[START]

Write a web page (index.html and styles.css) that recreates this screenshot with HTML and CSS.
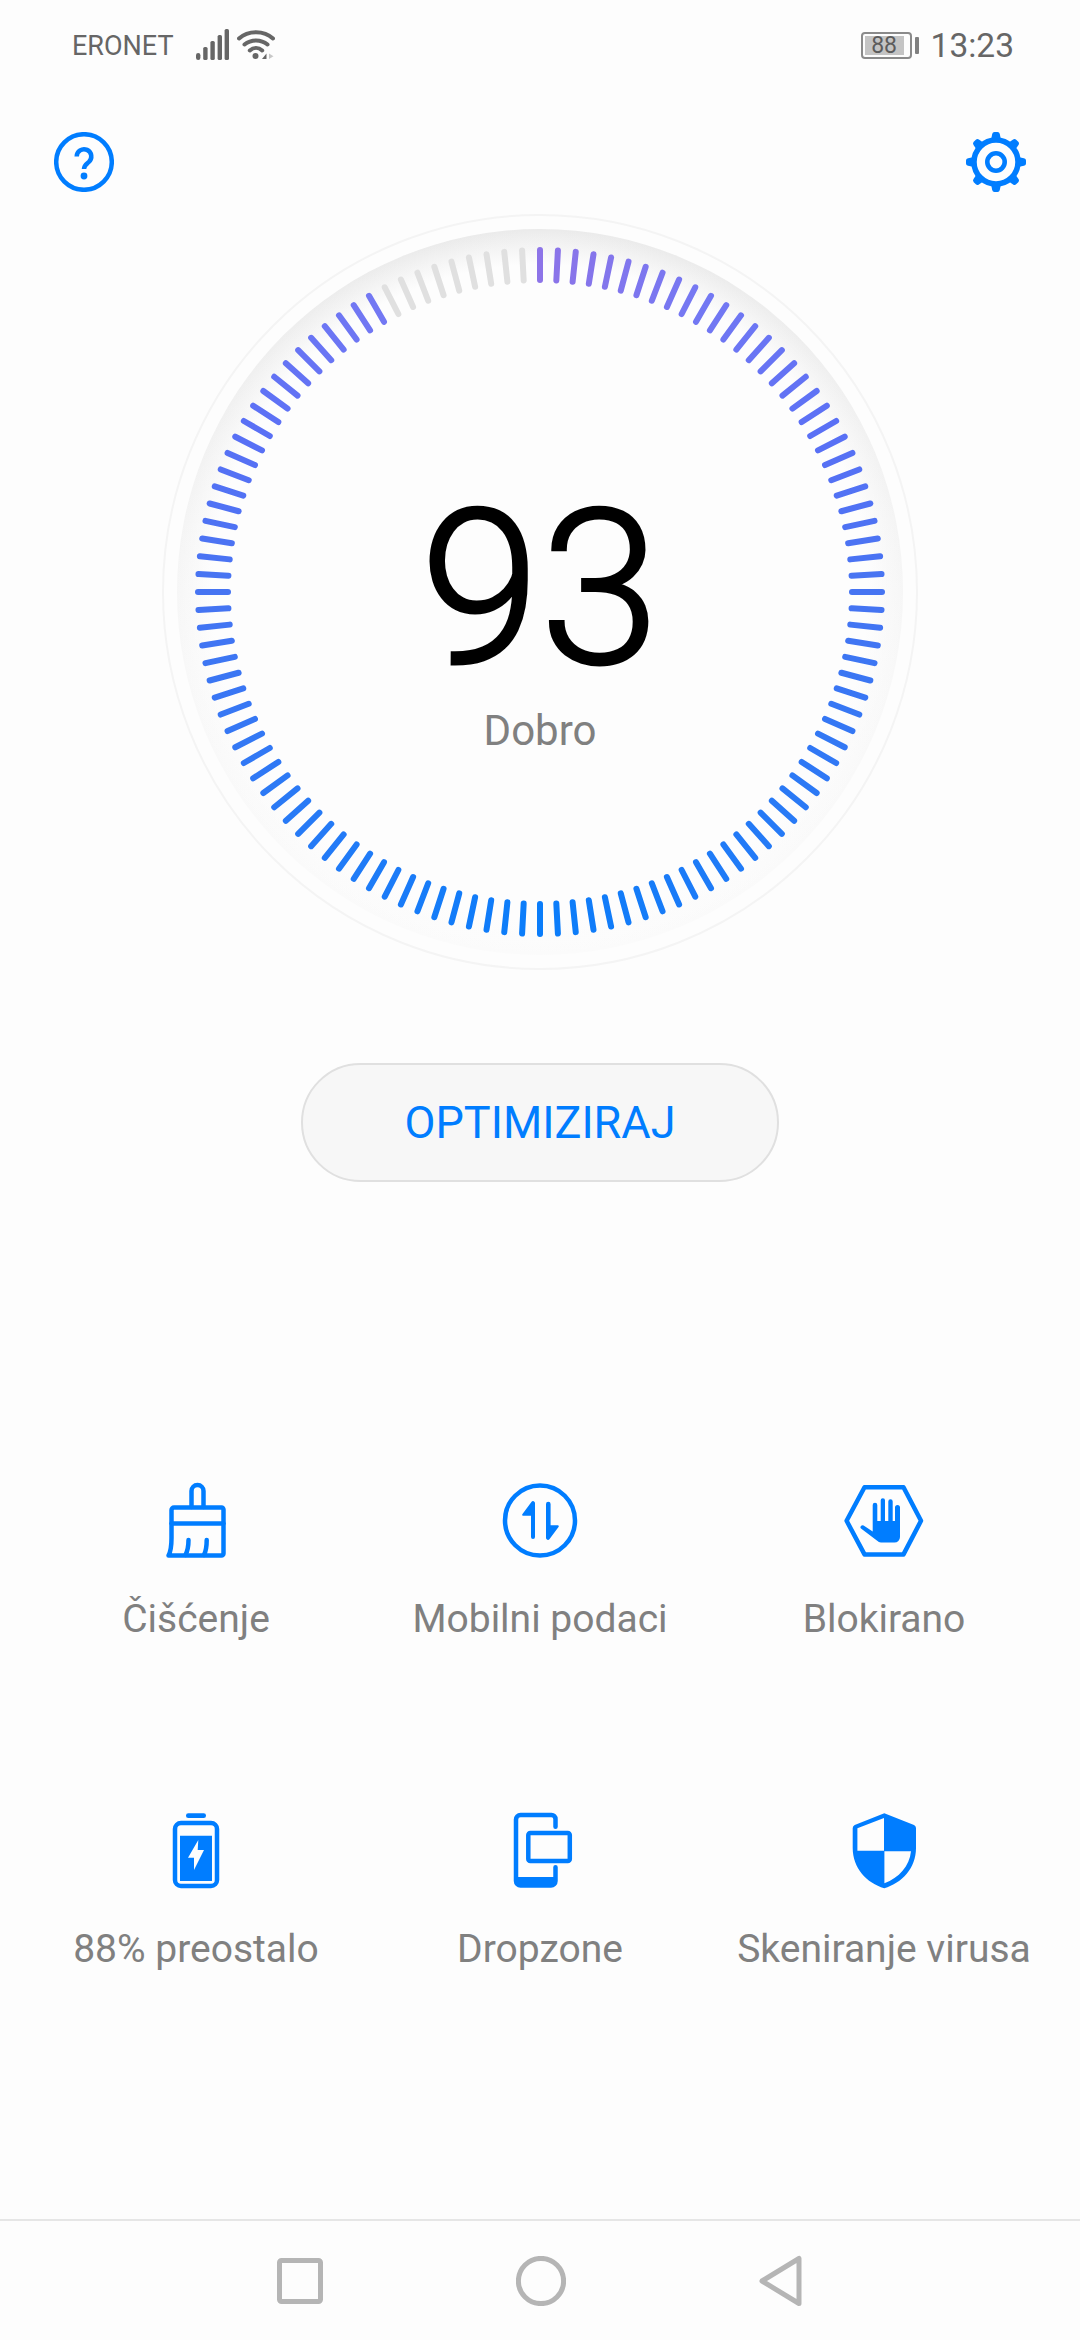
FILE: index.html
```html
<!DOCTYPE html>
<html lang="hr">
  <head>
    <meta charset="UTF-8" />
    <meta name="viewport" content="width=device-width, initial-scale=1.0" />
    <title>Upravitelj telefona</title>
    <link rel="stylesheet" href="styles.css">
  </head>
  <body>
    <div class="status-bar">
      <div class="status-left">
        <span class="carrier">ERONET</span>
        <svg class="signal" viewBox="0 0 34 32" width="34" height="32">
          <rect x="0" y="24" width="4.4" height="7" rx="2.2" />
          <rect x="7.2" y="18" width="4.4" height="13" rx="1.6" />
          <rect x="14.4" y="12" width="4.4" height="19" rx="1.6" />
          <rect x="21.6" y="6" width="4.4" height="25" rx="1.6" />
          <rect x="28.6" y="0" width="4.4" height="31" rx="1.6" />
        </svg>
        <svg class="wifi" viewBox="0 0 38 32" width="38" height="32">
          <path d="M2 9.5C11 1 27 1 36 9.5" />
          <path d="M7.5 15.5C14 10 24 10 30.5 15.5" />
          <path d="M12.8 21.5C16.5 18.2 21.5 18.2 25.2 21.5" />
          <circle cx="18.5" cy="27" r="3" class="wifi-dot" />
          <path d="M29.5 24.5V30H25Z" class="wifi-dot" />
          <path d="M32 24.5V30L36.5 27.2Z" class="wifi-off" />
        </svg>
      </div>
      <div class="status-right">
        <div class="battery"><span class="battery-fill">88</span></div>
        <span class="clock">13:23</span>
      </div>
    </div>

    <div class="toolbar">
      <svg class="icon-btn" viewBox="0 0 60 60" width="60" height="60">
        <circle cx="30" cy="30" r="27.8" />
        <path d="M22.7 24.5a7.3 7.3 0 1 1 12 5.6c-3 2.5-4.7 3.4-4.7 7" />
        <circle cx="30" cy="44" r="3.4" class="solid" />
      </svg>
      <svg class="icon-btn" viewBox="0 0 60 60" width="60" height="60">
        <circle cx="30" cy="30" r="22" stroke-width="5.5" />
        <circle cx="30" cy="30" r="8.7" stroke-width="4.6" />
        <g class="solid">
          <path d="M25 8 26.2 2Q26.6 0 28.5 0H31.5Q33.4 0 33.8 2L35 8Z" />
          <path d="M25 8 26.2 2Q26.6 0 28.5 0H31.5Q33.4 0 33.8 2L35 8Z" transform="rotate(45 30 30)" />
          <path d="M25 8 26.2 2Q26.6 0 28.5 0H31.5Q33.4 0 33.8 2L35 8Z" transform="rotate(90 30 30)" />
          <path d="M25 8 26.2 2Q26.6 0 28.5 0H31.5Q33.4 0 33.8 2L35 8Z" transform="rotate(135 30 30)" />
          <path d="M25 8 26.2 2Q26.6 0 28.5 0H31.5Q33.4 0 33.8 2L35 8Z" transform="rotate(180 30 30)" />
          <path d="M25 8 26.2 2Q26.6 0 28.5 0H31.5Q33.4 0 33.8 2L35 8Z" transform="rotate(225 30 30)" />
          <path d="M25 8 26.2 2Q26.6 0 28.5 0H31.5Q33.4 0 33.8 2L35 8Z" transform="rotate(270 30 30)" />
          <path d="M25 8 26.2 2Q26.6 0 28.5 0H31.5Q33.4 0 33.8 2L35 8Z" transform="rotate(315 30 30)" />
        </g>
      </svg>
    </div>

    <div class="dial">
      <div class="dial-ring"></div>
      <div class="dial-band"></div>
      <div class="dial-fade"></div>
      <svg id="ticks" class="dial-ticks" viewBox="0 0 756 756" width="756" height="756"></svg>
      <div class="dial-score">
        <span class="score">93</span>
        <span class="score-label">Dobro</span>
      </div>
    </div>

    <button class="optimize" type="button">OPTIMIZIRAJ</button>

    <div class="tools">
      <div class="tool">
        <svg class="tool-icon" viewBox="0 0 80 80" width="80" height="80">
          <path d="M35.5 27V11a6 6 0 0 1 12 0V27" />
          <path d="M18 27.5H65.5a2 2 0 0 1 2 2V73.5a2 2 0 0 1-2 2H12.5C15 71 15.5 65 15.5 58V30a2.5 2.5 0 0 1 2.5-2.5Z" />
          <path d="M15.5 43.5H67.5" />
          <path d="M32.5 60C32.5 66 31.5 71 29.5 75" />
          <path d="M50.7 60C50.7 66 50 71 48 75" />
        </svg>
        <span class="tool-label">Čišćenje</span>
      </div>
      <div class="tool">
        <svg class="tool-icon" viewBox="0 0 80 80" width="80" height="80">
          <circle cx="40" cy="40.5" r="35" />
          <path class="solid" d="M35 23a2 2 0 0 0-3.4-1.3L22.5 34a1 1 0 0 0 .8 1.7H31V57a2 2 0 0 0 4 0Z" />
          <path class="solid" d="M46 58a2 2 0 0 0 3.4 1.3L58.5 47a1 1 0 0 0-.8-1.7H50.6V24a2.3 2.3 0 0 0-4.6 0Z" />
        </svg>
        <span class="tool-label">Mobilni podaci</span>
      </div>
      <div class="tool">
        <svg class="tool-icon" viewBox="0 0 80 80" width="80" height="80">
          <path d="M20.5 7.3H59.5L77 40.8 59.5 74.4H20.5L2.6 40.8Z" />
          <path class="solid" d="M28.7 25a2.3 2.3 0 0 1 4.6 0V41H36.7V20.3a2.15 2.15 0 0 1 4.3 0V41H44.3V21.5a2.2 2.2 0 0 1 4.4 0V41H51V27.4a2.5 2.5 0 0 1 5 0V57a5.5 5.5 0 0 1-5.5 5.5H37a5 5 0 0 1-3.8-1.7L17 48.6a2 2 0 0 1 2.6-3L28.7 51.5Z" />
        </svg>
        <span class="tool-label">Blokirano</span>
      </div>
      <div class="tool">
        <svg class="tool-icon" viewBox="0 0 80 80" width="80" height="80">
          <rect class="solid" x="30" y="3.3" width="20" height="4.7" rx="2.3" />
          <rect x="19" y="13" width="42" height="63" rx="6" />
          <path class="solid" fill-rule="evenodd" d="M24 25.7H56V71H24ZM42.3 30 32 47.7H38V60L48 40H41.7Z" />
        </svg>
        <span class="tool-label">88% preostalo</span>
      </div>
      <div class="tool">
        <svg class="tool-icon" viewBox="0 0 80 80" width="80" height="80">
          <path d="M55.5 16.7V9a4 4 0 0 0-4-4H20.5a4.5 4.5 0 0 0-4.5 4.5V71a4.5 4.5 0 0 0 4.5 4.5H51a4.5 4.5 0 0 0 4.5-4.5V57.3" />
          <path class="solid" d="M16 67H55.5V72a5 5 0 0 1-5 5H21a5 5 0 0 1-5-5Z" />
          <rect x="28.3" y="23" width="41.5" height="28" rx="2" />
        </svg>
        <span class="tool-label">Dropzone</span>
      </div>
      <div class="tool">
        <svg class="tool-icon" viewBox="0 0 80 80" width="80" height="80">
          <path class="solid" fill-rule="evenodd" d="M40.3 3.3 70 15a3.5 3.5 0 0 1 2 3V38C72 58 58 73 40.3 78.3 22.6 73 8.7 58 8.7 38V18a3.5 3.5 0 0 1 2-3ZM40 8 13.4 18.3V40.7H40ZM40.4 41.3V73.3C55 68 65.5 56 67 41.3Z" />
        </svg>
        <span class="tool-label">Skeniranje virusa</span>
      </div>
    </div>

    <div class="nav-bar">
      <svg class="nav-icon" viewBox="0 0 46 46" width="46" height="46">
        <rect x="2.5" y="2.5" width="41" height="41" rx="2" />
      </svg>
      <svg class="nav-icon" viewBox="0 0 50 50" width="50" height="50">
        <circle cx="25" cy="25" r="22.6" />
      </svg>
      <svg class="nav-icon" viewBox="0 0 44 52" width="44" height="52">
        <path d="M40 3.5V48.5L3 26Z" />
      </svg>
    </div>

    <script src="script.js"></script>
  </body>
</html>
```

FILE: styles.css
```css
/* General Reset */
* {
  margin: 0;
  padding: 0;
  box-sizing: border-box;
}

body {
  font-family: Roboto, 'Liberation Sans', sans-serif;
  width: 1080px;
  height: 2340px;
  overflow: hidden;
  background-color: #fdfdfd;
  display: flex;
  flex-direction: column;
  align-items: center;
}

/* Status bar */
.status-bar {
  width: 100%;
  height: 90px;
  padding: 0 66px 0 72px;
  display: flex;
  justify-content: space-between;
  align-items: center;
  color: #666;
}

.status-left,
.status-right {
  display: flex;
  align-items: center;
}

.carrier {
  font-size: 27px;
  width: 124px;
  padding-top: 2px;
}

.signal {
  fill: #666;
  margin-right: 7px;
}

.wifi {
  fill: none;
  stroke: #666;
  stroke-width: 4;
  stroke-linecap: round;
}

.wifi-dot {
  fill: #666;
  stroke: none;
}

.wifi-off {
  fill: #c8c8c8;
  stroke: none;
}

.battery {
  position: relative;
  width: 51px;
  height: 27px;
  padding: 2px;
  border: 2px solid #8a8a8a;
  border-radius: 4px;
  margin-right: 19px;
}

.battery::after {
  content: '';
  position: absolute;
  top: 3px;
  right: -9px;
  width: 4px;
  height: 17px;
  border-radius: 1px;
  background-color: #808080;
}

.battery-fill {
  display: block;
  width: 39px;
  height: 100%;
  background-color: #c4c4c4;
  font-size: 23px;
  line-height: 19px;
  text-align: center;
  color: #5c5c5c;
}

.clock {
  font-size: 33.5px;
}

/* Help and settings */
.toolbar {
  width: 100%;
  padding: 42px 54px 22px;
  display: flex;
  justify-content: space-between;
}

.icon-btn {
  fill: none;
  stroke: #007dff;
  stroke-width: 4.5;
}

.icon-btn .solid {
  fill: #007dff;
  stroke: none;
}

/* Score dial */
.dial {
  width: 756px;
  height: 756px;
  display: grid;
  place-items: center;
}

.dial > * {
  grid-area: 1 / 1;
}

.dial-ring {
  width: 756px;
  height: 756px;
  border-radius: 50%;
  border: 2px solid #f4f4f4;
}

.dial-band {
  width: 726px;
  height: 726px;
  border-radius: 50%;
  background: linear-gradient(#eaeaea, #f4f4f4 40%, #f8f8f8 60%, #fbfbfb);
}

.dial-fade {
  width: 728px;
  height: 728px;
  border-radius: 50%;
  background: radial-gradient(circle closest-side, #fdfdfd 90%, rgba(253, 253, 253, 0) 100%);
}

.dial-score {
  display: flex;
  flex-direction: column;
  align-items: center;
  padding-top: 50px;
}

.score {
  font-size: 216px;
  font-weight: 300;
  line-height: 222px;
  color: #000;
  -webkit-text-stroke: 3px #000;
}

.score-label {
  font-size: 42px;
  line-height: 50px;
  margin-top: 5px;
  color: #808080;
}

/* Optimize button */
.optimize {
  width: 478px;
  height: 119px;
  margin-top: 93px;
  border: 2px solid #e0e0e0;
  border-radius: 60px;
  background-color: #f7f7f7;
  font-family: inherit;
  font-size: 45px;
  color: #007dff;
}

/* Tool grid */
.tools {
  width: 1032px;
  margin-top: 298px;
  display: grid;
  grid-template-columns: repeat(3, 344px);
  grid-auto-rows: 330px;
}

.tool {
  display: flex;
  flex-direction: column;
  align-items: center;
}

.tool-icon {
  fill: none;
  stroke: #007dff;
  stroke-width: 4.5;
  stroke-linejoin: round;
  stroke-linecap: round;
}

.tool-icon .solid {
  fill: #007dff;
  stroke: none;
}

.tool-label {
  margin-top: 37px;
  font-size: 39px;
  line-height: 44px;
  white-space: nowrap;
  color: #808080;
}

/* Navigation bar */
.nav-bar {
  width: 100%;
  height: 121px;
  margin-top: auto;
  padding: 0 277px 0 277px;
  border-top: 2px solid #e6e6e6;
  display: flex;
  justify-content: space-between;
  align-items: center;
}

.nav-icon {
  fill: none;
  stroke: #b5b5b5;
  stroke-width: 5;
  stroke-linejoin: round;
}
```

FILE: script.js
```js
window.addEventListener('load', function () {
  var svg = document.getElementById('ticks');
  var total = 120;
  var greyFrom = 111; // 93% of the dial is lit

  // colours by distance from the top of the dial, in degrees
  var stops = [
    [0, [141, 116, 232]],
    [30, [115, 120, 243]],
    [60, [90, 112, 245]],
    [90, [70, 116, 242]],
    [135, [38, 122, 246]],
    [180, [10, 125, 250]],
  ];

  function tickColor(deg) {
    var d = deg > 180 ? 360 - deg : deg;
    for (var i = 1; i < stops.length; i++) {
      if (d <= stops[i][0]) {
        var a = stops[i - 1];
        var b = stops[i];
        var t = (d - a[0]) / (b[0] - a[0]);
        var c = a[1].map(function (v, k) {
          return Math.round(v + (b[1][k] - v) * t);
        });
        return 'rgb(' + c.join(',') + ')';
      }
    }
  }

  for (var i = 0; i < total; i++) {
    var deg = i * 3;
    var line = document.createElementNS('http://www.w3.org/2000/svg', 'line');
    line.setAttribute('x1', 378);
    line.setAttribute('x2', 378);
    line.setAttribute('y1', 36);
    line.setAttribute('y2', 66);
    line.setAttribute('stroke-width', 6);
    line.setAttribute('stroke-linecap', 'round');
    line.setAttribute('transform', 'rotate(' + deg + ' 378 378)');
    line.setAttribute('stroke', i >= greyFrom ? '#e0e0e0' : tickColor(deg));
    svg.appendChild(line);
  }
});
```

[END]

Where a line above holds the string "index", show that line.

Write a web page (index.html and styles.css) that recreates this screenshot with HTML and CSS.
FILE: index.html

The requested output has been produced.